=== Objective ===
Wherever the string "this" appears in the listing, copy that line.

=== Recorded data ===
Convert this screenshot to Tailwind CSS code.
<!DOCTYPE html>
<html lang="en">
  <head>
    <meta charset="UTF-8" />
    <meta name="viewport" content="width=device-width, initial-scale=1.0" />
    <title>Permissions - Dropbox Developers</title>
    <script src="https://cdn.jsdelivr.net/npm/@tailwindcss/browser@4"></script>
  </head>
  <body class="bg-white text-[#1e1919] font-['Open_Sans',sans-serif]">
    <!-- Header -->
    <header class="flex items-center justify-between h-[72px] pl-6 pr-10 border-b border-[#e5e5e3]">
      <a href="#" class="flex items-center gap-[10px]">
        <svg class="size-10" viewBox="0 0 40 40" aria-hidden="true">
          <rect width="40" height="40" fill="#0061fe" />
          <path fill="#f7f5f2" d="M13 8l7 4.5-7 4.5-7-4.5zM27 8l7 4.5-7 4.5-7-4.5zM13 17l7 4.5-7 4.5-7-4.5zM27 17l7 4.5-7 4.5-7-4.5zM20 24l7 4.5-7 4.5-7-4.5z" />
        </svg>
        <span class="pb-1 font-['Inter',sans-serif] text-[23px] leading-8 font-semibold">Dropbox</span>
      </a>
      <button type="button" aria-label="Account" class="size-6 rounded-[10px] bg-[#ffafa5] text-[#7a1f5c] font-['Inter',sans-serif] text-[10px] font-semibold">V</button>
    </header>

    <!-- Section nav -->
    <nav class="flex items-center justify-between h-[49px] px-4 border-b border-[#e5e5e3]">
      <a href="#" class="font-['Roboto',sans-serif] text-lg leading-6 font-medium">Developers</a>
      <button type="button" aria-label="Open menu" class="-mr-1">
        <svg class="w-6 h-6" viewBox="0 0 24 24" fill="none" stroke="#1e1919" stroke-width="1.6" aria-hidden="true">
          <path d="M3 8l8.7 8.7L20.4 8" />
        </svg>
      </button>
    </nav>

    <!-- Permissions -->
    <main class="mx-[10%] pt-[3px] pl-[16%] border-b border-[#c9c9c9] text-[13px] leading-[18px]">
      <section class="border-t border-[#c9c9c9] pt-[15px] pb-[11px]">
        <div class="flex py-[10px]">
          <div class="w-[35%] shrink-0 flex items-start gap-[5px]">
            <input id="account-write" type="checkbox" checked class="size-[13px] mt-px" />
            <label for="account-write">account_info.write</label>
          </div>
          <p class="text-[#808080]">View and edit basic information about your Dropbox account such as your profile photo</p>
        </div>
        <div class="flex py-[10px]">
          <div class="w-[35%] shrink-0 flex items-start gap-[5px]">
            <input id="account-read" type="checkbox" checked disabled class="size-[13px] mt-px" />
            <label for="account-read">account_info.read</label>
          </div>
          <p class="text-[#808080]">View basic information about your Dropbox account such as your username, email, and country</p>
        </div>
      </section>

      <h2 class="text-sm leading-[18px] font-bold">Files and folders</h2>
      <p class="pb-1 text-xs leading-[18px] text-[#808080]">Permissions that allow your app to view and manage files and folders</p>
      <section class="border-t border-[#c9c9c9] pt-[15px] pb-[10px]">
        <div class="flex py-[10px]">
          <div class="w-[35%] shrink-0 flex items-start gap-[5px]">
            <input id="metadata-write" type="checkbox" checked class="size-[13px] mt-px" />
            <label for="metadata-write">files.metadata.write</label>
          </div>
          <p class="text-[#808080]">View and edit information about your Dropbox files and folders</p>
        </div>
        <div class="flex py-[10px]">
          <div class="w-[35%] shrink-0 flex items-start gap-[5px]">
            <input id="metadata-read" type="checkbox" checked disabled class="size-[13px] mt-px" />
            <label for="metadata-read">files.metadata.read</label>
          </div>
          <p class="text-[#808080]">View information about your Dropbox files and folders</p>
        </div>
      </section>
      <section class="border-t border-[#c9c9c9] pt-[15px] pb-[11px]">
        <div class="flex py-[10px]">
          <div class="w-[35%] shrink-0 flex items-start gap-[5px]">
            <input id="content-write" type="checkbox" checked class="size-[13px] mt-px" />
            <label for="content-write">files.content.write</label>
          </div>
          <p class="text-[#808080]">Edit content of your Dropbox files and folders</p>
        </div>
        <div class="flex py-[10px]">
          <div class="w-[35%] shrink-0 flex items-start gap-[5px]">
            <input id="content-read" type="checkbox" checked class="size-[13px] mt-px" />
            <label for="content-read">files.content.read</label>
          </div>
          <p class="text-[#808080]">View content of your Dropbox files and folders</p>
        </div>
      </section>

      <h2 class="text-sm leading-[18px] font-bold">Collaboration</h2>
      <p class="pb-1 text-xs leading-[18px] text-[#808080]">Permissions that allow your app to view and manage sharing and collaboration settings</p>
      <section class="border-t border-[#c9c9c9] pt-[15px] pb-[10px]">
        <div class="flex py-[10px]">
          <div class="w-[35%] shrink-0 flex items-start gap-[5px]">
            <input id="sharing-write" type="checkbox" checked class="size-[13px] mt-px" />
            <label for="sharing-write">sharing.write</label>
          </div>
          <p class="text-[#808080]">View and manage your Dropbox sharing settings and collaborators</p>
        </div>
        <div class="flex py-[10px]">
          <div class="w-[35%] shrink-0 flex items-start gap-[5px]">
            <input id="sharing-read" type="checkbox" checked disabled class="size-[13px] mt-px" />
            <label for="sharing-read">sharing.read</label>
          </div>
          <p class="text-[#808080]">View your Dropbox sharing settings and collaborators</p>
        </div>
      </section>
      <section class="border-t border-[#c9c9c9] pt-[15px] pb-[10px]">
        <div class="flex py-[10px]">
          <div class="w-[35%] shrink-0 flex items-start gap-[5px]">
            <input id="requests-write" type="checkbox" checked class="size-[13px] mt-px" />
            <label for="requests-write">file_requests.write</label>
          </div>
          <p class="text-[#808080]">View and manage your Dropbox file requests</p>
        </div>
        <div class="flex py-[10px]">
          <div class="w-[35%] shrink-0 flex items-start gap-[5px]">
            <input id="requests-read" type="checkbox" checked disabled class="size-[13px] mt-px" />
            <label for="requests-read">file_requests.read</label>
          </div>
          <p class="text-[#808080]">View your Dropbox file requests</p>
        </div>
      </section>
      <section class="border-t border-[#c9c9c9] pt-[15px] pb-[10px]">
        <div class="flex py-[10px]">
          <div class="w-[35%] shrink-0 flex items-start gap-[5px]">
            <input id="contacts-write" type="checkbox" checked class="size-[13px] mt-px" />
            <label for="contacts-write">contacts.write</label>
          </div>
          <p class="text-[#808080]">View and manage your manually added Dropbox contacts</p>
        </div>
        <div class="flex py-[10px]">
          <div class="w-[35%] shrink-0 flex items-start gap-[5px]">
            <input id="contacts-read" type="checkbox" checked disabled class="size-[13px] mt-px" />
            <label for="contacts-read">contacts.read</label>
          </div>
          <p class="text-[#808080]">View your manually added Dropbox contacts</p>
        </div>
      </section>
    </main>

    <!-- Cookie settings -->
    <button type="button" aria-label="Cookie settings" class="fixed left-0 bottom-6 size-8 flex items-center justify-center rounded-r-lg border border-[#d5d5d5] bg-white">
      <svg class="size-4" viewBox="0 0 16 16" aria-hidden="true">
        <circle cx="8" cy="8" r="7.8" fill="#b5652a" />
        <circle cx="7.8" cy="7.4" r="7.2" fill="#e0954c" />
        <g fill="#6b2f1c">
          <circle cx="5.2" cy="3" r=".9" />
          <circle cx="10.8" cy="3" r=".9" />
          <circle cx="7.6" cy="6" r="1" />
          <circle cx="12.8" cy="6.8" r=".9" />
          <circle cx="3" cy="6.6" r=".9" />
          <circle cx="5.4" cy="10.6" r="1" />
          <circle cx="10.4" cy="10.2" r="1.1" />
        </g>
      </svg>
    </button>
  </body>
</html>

---

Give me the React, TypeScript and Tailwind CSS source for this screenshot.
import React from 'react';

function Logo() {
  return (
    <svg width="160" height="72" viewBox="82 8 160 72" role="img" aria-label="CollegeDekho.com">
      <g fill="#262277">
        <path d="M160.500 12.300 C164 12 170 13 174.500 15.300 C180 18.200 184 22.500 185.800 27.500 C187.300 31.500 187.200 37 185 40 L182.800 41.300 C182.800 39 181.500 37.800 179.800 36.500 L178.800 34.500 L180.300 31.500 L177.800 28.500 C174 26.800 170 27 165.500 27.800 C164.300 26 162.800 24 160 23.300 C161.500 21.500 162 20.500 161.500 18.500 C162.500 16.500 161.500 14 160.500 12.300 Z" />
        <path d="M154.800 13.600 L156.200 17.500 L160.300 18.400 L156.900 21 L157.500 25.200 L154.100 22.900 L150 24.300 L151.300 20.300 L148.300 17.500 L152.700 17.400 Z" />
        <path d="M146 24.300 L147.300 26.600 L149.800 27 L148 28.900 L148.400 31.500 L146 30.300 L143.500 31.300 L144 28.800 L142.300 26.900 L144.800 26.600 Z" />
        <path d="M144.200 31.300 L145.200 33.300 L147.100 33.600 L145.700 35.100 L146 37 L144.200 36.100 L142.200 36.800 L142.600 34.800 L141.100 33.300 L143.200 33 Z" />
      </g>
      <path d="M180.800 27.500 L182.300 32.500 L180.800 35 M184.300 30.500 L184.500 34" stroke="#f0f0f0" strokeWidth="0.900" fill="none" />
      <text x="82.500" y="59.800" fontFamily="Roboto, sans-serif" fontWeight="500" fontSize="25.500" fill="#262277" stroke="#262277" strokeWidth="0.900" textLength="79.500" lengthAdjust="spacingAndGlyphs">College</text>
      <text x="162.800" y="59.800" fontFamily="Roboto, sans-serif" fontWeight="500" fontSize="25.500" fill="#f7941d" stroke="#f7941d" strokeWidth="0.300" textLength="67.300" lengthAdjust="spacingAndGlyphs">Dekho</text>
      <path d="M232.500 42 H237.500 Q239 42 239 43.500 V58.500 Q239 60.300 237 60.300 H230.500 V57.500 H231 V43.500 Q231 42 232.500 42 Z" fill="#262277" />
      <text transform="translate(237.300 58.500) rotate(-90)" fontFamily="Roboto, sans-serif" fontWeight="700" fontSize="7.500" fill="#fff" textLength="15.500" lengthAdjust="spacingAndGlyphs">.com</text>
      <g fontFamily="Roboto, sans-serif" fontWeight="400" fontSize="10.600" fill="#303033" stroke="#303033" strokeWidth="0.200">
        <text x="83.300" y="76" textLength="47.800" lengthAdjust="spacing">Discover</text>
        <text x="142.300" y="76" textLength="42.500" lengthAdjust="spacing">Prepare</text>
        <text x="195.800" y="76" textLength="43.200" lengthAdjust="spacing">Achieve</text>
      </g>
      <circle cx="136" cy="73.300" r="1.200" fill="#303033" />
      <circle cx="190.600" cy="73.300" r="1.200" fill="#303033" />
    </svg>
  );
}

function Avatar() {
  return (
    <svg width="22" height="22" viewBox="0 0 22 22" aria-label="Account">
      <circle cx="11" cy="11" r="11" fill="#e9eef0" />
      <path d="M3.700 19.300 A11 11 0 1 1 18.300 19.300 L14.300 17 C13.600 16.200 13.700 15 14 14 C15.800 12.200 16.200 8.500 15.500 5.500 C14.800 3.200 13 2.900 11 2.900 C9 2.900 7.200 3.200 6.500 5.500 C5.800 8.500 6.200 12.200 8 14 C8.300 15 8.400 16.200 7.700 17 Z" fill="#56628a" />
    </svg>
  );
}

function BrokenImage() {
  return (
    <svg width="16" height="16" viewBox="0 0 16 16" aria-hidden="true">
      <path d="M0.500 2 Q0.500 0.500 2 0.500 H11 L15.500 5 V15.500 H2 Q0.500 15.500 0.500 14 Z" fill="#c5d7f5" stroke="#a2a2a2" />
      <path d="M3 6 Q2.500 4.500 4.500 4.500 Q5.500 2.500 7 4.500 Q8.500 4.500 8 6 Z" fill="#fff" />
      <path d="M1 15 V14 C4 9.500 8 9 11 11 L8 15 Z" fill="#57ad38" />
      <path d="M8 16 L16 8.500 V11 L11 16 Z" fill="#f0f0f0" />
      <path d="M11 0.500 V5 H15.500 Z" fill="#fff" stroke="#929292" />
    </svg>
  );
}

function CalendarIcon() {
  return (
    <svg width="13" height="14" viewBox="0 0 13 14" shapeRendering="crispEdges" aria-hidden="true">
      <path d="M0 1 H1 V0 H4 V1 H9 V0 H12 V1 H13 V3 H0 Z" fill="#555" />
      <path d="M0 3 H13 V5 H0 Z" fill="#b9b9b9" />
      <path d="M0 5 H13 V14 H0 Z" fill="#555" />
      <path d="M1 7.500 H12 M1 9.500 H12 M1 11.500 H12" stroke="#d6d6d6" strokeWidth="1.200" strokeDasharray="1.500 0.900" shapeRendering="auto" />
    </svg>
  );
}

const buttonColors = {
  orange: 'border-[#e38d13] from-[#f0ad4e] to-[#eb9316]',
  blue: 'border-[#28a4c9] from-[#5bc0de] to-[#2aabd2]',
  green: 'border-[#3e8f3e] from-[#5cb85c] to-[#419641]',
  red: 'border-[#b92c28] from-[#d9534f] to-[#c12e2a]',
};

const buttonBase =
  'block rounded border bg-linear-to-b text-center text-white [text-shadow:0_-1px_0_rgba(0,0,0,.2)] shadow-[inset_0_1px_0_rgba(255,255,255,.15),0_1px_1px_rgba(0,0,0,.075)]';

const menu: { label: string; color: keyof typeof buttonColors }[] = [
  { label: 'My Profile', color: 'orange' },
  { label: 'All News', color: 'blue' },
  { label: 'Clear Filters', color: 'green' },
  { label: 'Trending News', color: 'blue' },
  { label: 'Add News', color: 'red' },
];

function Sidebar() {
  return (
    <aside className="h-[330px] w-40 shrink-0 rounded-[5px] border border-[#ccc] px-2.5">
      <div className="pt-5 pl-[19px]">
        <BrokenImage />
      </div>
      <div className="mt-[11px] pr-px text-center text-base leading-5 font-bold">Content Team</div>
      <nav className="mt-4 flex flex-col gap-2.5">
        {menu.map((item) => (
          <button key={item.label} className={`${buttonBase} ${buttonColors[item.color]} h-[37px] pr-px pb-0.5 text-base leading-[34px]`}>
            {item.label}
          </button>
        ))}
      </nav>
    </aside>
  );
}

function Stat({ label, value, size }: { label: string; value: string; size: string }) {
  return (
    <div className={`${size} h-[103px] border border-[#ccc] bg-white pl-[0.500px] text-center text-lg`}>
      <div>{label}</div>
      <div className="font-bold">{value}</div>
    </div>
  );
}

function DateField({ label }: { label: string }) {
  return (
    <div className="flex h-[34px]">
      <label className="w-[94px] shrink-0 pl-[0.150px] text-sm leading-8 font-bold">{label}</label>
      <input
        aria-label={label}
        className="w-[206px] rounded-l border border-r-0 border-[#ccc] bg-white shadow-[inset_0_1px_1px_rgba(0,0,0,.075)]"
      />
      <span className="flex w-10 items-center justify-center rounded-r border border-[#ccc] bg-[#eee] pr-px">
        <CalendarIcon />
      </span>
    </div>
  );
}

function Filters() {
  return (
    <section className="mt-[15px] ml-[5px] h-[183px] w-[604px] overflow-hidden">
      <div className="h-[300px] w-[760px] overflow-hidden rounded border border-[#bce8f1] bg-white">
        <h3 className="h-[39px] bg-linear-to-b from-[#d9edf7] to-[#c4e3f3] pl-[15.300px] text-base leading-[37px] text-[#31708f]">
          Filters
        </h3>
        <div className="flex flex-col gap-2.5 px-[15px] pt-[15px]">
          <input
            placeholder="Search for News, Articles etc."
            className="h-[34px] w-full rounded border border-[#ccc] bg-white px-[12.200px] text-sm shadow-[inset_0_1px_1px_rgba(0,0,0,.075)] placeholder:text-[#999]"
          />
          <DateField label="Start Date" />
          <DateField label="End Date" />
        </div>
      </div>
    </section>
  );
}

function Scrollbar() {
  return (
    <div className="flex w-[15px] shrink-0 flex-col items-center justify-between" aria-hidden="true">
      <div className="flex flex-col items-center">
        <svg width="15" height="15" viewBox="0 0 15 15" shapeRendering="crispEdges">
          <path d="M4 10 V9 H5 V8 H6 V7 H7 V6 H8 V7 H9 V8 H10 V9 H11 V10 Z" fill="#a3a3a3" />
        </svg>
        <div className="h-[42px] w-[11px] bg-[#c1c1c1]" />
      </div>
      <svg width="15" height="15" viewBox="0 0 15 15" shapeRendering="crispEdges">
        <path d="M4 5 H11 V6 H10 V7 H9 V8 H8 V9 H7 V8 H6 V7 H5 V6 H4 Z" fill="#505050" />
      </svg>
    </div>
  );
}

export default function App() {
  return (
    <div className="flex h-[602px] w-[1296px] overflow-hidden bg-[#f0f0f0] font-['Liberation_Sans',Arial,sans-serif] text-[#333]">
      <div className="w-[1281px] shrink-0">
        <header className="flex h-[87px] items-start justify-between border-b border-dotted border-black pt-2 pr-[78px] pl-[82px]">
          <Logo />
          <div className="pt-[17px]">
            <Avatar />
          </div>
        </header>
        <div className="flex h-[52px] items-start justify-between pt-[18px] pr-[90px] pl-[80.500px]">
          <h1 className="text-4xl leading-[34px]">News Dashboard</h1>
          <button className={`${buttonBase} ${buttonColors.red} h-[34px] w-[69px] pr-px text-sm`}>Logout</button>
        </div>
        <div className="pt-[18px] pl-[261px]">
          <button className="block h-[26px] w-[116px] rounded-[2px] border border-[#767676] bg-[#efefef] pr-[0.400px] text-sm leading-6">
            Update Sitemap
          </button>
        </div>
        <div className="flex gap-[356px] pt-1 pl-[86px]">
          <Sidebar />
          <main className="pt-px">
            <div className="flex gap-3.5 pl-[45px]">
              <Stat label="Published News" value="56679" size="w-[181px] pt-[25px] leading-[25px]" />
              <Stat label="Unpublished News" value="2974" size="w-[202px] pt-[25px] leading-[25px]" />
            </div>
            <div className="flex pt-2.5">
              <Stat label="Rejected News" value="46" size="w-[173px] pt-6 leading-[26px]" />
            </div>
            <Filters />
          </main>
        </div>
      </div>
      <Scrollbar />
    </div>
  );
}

=== Reply to the exercise ===
Convert this screenshot to Tailwind CSS code.
Give me the React, TypeScript and Tailwind CSS source for this screenshot.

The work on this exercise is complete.